“What does it mean that everything is meaningless?”
Today’s question comes from the NIV’s rendering of the second verse of Ecclesiastes. The NIV is one of only two English translations out of the most common 35 that has elected to go with the word “meaningless” in this context. People are far more familiar with the King James: “Vanity of vanities, saith the Preacher, vanity of vanities; all is vanity.”
The vast majority of English translations (21 of 35) follow the KJV.
A Translation Struggle
The traditional version is quite poetic, and revising Bible poetry is like trying to modernize the Lord’s Prayer or the love passage in 1 Corinthians 13. People tend to get up in arms at seemingly-arbitrary changes to familiar texts, especially those to which they have sentimental attachments. Where translators have attempted to update the language of the KJV, by far the most common replacement is “futile” (8 versions). “Pointless” (2), “useless” (1) and “nonsense” (1) also appear. The difficulty with accurately replicating the Hebrew in English is evident in the variety of words used by translators. There is certainly some overlap in meaning, but these are not all synonyms.
All these words are attempts to translate the Hebrew hebel, of which even “vanity” is no longer the most accurate English equivalent. Dictionaries show our usage of the word has changed significantly since the KJV translation of 1611.
Morphing Language
The single most common way we use the word “vanity” in modern English is in the sense of egocentricity, solipsism or self-occupation, as when we say a man is “terribly vain” because we regularly catch him staring at his reflection in passing store windows or checking out his recently manicured fingernails for stray hangnails. That was not its primary meaning when the KJV was originally translated, and it was only the seventh most common way of using the word back in 1828. It is certainly not the way Solomon is using it here. The expression has nothing to do with pride or conceit. Solomon is not saying that men have a distorted sense of their own self-importance, even if that may be a perfectly legitimate complaint well established for us in other scriptures.

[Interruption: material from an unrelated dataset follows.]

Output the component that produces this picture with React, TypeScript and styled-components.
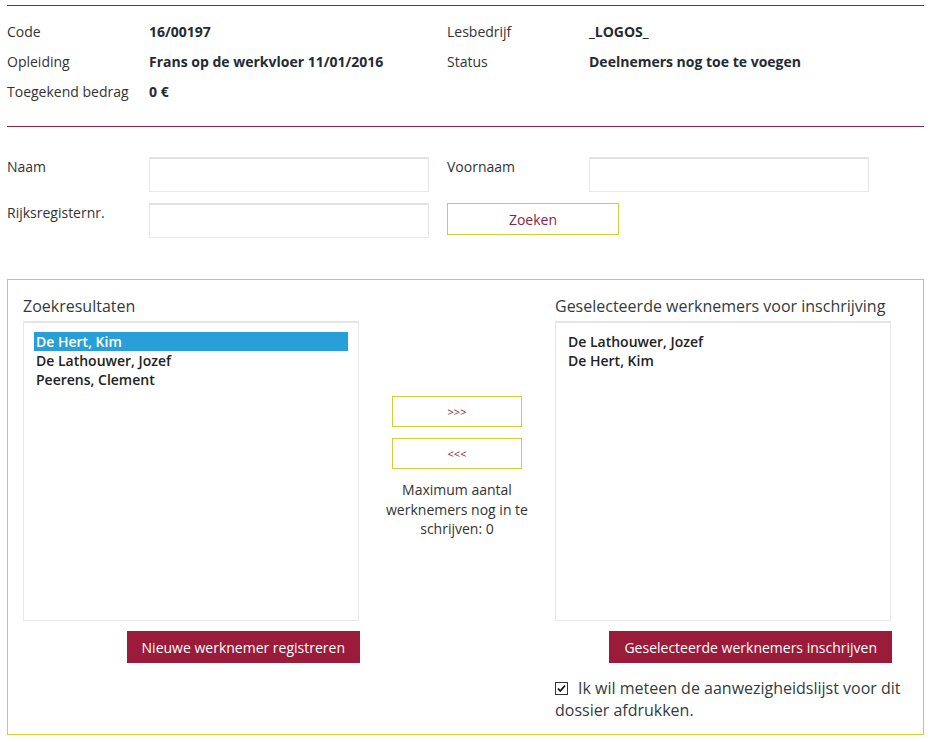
import React from "react";
import styled, { createGlobalStyle } from "styled-components";

const GlobalStyle = createGlobalStyle`
  body {
    margin: 0;
    background: #fff;
    font-family: "Open Sans", "Noto Sans", Arial, sans-serif;
    color: #333;
  }
`;

const maroon = "#8a2444";
const lime = "#d0d032";

const Page = styled.div`
  width: 917px;
  padding: 5px 7px 0 7px;
`;

const InfoSection = styled.section`
  border-top: 1px solid ${maroon};
  border-bottom: 1px solid ${maroon};
  padding: 16px 0 24px 0;
  display: grid;
  grid-template-columns: 142px 298px 142px 1fr;
  row-gap: 10px;
  font-size: 14px;
  line-height: 20px;
`;

const Label = styled.div`
  color: #333;
`;

const Value = styled.div`
  font-weight: 700;
  color: #222c32;
`;

const SearchForm = styled.form`
  margin-top: 30px;
  display: grid;
  grid-template-columns: 142px 298px 142px 1fr;
  row-gap: 11px;
  font-size: 14px;
  line-height: 20px;
  align-items: start;
`;

const Input = styled.input`
  box-sizing: border-box;
  width: 280px;
  height: 35px;
  border: 1px solid #e6e6e6;
  border-top: 2px solid #e2e2e2;
  background: #fff;
  outline: none;
`;

const OutlineButton = styled.button<{ $w: number; $h: number; $size?: number }>`
  box-sizing: border-box;
  width: ${(p) => p.$w}px;
  height: ${(p) => p.$h}px;
  border: 1px solid ${lime};
  background: #fff;
  color: ${maroon};
  font-family: "Open Sans", Arial, sans-serif;
  font-size: ${(p) => p.$size ?? 14}px;
  padding: 0;
  cursor: pointer;
`;

const Panel = styled.section`
  margin-top: 41px;
  border: 1px solid ${lime};
  padding: 15px 0 13px 15px;
  display: grid;
  grid-template-columns: 336px 196px 353px;
`;

const Column = styled.div`
  display: flex;
  flex-direction: column;
`;

const ColumnTitle = styled.h2`
  margin: 0 0 4px 0;
  font-size: 16px;
  font-weight: 400;
  line-height: 22px;
  color: #333b40;
`;

const ListBox = styled.div`
  box-sizing: border-box;
  width: 336px;
  height: 300px;
  border: 1px solid #e8e8e8;
  border-top: 2px solid #e4e4e4;
  padding: 9px 10px 0 10px;
`;

const ListItem = styled.div<{ $selected?: boolean }>`
  font-size: 14px;
  font-weight: 600;
  line-height: 19px;
  padding-left: 2px;
  color: ${(p) => (p.$selected ? "#fff" : "#222")};
  background: ${(p) => (p.$selected ? "#289fd8" : "transparent")};
`;

const ButtonRow = styled.div`
  width: 337px;
  display: flex;
  justify-content: flex-end;
  margin-top: 10px;
`;

const SolidButton = styled.button`
  height: 32px;
  padding: 0 15px;
  border: none;
  background: #9a1b3a;
  color: #fff;
  font-family: "Open Sans", Arial, sans-serif;
  font-size: 14px;
  cursor: pointer;
`;

const Middle = styled.div`
  display: flex;
  flex-direction: column;
  align-items: center;
  padding-top: 101px;
  gap: 11px;
`;

const MaxNote = styled.p`
  margin: 0;
  width: 150px;
  text-align: center;
  font-size: 14px;
  line-height: 19.5px;
  color: #333;
`;

const CheckLine = styled.label`
  display: block;
  margin-top: 14px;
  font-size: 16px;
  line-height: 22px;
  color: #333b40;
`;

const Box = styled.span`
  display: inline-block;
  box-sizing: border-box;
  width: 13px;
  height: 13px;
  border: 1px solid #333;
  margin-right: 10px;
  vertical-align: -1px;
  background: #fff;
  position: relative;

  svg {
    position: absolute;
    left: 0;
    top: 0;
  }
`;

const searchResults = ["De Hert, Kim", "De Lathouwer, Jozef", "Peerens, Clement"];
const selected = ["De Lathouwer, Jozef", "De Hert, Kim"];

export default function App() {
  return (
    <Page>
      <GlobalStyle />
      <InfoSection>
        <Label>Code</Label>
        <Value>16/00197</Value>
        <Label>Lesbedrijf</Label>
        <Value>_LOGOS_</Value>
        <Label>Opleiding</Label>
        <Value>Frans op de werkvloer 11/01/2016</Value>
        <Label>Status</Label>
        <Value>Deelnemers nog toe te voegen</Value>
        <Label>Toegekend bedrag</Label>
        <Value>0 €</Value>
      </InfoSection>

      <SearchForm onSubmit={(e) => e.preventDefault()}>
        <Label>Naam</Label>
        <Input />
        <Label>Voornaam</Label>
        <Input />
        <Label>Rijksregisternr.</Label>
        <Input />
        <OutlineButton type="submit" $w={172} $h={32}>
          Zoeken
        </OutlineButton>
      </SearchForm>

      <Panel>
        <Column>
          <ColumnTitle>Zoekresultaten</ColumnTitle>
          <ListBox>
            {searchResults.map((name, i) => (
              <ListItem key={name} $selected={i === 0}>
                {name}
              </ListItem>
            ))}
          </ListBox>
          <ButtonRow>
            <SolidButton>Nieuwe werknemer registreren</SolidButton>
          </ButtonRow>
        </Column>

        <Middle>
          <OutlineButton $w={130} $h={31} $size={11}>
            &gt;&gt;&gt;
          </OutlineButton>
          <OutlineButton $w={130} $h={31} $size={11}>
            &lt;&lt;&lt;
          </OutlineButton>
          <MaxNote>Maximum aantal werknemers nog in te schrijven: 0</MaxNote>
        </Middle>

        <Column>
          <ColumnTitle>Geselecteerde werknemers voor inschrijving</ColumnTitle>
          <ListBox>
            {selected.map((name) => (
              <ListItem key={name}>{name}</ListItem>
            ))}
          </ListBox>
          <ButtonRow>
            <SolidButton>Geselecteerde werknemers inschrijven</SolidButton>
          </ButtonRow>
          <CheckLine>
            <Box>
              <svg width="11" height="11" viewBox="0 0 11 11">
                <path d="M2 5.5 L4.3 8 L9 2.5" fill="none" stroke="#111" strokeWidth="1.8" />
              </svg>
            </Box>
            Ik wil meteen de aanwezigheidslijst voor dit dossier afdrukken.
          </CheckLine>
        </Column>
      </Panel>
    </Page>
  );
}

Second, “vanity” here does not refer to something pointless or intrinsically self-defeating, in the sense that we are using the word when we say, “His efforts were all in vain.” That is the second most common way we use the word today (third in 1828), and it too does not accurately reflect the underlying Hebrew, though it seemed likely enough to be the intended meaning that I never thought to look it up for more than thirty years.
The Quest for Understanding
Instead, step outside in late Fall and take a look at your at the mist your breathing creates for just a second in the chilly air. That quickly-disappearing gust of condensation is as close to the image Solomon is trying for as we can probably get. The Hebrew hebel means a gentle breeze or, more frequently, an exhalation of air. As Genesius puts it, hebel is used metaphorically of anything “transitory, evanescent and frail”.
So then, Solomon is not saying that understanding the purpose for which we have been created is not worth bothering about, or that the quest for meaning in life is evidence of an exaggerated sense of self-importance on the part of the seeker. Rather, he is saying that the meaning of life is ephemeral, chimerical and exceedingly difficult to pin down. Understanding it is not an easy task.
An Insufficient Toolkit
That’s a difference worth noting. Solomon will make this argument many ways throughout Ecclesiastes: that observation, intelligence, analysis and the use of our six senses are insufficient in the quest to find purpose and meaning. If those tools are all you are able to bring to bear on the problem, you will find your search for purpose very frustrating indeed.
That is what the “Preacher” means by saying that “all is vanity”. It’s not that the quest to find meaning in life is impossible, or that there is no meaning to be found. It’s that we need something more than the input we can gather with our eyes and ears.
This is precisely what the rest of the word of God provides to us. Solomon’s little treatise, I think, is designed to whet our taste for Divine revelation. Whether that was Solomon’s intention when he wrote it or whether he was directed by the Spirit of God to assemble his observations, examples and sayings without fully comprehending their larger significance himself is something nobody can tell us.